This blog doesn't usually do poetry - see Cactus Mouth Informer for a poetry overdose - but I got a message via MySpace from an Irish poet, Kevin Higgins, advertising his latest collection, 'Time Gentlemen, Please', and I like what I've read of his poetry so far.
I'm guessing that Kevin contacted the unofficial Socialist Standard MySpace page because he spotted the 'S' word.
As he writes:
"Several of the poems deal with my own past experience as a member of Militant from 1982-94 and throw some critical and satirical light of the Left as it was and has become – the title of one of the poems being My Militant Tendency - while others attempt to deal with the political situation now."
If this interview from the Galway Advertiser is anything to go by, it appears that he has travelled quite a distance from his political past:
“From the age of 15 to 27 I was an active Trotskyist,” he says. “I was the leader of the anti-poll tax campaign in the London Borough of Enfield when I lived there. From the age of 27 until, say, 38, a couple of years ago I thought it was a pity socialism was clearly now not going to happen. I was in a kind of mourning, I suppose. But now I think that, for all its faults, the society we have is far preferable to anything the ‘comrades’ would bring, were they, Lord protect us, ever to stumble into power.”
I'm not using this an opportunity to have a dig at the Millies. It's his take on his former comrades, and obviously plays some (small) part in the poetry he now writes and, to be honest, it's not the first time that I've read (or heard) a former Millie voice their concerns in such terms. I don't think it's a peculiarity of that version of the Fourth International. I'd venture that it's part and parcel of the whole Leninist tradition and, anyway, any politics which mistakenly roots itself in substitutionism should always carry a health warning.
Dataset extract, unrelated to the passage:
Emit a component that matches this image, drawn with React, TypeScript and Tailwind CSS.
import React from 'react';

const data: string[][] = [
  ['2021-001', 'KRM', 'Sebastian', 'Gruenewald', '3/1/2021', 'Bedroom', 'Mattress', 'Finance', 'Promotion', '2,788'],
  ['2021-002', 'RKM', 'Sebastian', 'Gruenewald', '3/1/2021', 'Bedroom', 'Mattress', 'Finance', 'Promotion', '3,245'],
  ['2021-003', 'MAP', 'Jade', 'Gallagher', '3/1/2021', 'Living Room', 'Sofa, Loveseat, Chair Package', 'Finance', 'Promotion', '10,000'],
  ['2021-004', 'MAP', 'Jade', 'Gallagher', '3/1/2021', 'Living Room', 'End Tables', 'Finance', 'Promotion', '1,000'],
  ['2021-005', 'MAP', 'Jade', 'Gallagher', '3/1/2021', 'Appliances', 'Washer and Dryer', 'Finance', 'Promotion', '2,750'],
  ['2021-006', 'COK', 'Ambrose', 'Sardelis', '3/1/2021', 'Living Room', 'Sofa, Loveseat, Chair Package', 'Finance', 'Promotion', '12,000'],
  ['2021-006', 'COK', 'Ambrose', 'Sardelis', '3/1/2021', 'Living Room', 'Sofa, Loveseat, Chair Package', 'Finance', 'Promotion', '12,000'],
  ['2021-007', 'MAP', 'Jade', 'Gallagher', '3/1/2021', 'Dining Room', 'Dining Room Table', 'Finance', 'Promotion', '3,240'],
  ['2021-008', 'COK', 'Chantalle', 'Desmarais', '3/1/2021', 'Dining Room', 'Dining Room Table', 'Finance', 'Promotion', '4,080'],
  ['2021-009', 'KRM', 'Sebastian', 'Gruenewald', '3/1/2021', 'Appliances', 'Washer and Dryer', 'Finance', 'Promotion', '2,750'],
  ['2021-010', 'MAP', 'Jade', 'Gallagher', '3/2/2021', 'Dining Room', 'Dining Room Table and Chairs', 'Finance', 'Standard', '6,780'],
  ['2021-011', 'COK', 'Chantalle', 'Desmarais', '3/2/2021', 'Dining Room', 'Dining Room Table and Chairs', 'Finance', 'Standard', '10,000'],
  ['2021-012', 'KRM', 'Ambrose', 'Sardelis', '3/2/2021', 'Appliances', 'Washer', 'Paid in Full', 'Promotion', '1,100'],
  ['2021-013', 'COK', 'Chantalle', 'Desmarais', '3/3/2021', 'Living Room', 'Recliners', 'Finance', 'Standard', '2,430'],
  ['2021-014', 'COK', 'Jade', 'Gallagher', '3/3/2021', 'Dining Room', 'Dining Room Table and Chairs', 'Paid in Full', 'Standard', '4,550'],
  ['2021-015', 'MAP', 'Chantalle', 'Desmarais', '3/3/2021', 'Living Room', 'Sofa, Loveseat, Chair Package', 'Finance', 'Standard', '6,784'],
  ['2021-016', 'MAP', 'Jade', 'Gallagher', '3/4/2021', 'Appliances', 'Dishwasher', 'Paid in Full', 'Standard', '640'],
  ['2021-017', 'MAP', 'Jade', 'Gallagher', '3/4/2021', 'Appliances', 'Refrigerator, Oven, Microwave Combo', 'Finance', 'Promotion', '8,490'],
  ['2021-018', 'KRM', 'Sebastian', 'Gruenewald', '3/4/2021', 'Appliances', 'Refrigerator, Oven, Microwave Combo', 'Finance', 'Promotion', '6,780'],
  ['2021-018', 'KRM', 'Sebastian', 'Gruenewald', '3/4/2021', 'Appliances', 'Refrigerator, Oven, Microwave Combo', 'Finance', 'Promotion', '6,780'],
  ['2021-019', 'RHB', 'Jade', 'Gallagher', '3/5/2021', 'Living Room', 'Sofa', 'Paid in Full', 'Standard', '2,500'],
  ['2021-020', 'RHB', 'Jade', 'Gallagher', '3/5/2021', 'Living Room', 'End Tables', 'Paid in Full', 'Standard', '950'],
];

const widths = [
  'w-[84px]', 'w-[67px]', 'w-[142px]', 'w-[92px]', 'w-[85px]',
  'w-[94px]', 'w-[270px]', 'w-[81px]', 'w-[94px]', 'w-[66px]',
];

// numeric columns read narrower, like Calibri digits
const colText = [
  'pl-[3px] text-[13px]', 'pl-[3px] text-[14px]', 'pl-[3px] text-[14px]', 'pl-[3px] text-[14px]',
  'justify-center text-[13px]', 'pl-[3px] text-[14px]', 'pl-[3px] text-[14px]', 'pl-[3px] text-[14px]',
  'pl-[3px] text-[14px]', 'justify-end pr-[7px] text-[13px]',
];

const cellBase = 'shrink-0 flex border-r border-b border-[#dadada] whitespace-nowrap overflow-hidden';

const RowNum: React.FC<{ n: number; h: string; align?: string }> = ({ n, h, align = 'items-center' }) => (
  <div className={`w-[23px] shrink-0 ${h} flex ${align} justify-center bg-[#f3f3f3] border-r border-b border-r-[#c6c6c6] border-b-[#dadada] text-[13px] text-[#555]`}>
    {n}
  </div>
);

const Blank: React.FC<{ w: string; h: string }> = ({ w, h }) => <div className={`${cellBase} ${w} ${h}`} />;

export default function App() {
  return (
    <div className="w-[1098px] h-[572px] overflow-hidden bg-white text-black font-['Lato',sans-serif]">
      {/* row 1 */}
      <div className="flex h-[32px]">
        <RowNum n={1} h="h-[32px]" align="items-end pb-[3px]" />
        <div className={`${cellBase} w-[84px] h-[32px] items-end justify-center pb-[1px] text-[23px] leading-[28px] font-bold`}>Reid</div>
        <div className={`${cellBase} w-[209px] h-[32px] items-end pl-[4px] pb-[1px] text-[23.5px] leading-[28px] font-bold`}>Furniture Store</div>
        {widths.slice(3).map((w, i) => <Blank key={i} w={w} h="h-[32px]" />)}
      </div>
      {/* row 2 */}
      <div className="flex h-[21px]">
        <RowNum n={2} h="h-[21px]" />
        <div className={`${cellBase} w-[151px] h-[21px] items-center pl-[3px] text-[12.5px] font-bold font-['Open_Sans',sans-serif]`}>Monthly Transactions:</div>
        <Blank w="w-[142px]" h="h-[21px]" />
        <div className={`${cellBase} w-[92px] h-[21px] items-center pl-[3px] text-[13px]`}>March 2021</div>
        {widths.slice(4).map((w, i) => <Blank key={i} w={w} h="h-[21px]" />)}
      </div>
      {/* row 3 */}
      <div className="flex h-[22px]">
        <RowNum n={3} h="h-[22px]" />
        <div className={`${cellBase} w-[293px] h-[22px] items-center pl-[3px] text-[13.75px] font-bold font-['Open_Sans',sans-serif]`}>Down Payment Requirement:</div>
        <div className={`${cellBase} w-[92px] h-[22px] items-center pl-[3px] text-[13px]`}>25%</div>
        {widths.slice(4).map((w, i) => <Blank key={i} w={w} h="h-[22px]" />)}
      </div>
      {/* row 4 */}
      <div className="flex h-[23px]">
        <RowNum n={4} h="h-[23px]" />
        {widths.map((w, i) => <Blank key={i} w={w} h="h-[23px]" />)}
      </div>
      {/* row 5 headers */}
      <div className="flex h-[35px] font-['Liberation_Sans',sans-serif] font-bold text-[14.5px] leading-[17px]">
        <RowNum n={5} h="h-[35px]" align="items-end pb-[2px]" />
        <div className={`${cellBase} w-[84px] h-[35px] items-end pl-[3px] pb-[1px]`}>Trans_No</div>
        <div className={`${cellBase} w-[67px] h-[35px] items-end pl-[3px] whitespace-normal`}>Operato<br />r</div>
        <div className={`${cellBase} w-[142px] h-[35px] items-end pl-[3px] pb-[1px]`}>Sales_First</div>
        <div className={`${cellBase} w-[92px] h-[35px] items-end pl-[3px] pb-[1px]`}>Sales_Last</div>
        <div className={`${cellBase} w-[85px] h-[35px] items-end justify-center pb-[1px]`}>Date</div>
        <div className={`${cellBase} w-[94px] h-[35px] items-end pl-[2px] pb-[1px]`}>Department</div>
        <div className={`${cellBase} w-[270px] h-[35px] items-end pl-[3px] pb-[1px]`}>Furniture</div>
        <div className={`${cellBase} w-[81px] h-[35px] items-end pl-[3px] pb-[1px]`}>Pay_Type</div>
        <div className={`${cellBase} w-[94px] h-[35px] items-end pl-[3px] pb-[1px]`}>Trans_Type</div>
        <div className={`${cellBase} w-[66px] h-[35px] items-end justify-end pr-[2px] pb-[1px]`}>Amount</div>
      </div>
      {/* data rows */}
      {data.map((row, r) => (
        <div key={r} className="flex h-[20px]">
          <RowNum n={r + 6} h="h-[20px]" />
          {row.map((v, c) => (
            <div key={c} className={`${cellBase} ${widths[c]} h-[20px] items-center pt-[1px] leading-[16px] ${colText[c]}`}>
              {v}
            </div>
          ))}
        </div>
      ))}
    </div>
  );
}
And I'm also self-aware enough to see I wee bit of my youthful self in this poem:
My Militant Tendency
It's nineteen eighty two and I know everything.
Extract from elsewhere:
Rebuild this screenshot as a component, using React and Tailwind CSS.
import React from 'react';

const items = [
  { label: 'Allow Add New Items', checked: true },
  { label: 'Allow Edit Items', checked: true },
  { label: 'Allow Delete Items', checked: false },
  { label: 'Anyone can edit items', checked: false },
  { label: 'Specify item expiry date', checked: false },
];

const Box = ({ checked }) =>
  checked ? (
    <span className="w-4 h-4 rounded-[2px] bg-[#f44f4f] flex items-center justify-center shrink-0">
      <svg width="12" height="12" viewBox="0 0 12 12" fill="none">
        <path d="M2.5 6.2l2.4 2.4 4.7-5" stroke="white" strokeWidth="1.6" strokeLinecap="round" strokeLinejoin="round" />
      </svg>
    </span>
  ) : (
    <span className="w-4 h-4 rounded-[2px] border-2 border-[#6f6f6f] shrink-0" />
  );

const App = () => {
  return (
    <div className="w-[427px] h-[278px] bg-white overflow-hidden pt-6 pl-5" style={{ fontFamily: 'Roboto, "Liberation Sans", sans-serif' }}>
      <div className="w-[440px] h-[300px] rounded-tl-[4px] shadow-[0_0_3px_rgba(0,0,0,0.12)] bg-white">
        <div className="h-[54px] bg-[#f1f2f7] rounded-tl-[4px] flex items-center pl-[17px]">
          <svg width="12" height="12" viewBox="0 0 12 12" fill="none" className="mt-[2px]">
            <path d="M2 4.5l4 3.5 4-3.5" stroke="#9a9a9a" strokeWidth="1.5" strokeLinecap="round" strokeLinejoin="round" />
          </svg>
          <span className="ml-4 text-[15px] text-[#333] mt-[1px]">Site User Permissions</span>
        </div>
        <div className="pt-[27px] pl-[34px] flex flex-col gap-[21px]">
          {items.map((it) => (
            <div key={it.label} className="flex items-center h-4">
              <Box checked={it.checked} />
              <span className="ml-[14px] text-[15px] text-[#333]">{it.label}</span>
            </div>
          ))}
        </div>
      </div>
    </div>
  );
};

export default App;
Hippies are people who always end up asking
Charles Manson to sing them another song.
I'd rather be off putting some fascist through
a glass door arseways, but being fifteen,
have to mow the lawn first. Last year,
Liverpool meant football; now
it's the Petrograd of the British Revolution.
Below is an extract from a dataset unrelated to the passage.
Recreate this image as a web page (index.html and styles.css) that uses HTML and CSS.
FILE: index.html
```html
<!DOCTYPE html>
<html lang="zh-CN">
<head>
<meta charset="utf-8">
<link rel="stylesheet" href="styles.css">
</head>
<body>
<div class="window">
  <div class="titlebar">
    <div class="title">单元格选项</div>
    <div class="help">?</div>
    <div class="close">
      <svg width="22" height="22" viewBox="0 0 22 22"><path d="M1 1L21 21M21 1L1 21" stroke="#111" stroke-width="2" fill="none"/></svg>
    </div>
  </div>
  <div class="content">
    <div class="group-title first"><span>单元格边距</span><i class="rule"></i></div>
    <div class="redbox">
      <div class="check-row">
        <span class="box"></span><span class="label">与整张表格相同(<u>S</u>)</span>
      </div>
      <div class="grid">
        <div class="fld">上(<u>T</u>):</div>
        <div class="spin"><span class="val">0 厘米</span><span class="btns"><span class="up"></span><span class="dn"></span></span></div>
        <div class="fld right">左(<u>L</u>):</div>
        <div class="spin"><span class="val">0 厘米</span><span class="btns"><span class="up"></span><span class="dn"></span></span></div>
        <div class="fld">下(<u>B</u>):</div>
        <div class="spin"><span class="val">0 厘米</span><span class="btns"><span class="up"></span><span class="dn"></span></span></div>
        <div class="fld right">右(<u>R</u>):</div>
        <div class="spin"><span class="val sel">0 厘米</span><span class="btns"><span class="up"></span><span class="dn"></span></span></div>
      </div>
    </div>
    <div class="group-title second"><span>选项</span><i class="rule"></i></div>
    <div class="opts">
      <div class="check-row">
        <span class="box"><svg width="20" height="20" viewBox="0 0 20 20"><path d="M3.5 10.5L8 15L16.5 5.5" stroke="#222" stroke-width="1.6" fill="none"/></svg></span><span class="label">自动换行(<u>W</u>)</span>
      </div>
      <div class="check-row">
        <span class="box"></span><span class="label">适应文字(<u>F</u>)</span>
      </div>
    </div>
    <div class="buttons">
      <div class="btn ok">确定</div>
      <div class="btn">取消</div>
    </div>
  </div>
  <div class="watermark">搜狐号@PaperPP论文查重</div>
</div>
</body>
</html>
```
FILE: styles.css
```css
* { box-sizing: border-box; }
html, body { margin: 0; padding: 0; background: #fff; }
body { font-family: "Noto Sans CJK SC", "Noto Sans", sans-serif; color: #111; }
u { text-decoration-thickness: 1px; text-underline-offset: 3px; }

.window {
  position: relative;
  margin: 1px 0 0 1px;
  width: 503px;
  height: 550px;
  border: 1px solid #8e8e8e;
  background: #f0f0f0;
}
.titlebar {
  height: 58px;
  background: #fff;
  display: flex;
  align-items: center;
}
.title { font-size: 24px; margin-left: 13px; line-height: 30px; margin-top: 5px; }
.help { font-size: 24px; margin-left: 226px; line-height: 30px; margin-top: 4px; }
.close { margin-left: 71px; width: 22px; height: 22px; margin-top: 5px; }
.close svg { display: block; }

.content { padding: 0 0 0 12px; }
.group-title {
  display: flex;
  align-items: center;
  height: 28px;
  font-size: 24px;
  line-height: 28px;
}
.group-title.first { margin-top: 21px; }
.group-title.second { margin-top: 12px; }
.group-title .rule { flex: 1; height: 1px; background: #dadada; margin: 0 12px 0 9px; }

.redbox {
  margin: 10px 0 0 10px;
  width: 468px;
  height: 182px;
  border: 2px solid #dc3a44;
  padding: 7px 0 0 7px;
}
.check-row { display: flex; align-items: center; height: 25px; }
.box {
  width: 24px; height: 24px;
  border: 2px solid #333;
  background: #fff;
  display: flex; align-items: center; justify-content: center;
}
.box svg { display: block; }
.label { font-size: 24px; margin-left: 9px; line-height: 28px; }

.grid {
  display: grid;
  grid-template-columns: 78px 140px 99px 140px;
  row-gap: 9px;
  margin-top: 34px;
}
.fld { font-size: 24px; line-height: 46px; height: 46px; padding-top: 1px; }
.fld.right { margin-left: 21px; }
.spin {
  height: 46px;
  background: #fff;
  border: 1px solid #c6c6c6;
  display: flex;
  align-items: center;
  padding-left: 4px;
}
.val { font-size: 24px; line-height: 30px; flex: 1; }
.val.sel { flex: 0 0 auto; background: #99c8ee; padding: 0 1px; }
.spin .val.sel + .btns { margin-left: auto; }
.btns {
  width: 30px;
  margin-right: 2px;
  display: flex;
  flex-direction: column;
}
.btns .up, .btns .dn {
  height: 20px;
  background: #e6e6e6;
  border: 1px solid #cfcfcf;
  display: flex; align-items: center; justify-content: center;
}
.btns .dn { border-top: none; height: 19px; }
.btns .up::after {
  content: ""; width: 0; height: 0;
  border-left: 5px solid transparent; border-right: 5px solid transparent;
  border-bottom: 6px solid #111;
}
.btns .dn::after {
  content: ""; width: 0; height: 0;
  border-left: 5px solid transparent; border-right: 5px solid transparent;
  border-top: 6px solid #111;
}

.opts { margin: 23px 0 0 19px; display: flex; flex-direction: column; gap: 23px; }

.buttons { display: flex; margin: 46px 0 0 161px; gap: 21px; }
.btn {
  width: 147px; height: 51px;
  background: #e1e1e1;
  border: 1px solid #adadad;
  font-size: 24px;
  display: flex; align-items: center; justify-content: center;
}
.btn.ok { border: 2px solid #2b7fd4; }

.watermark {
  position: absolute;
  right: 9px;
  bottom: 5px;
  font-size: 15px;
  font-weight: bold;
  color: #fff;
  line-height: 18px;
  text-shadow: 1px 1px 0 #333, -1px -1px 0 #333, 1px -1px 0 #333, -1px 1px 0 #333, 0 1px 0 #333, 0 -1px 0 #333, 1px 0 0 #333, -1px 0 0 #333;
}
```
Instead of masturbation, I find socialism.
While others dream of businessmen bleeding
in basements; I promise to abolish double-chemistry class
the minute I become Commissar. In all of this
there is usually a leather jacket involved. I tell
cousin Walter and his lovely new wife, Elizabeth,
to put their aspirations in their underpants
and smoke them; watch
my dad's life become a play:
Sit Down In Anger.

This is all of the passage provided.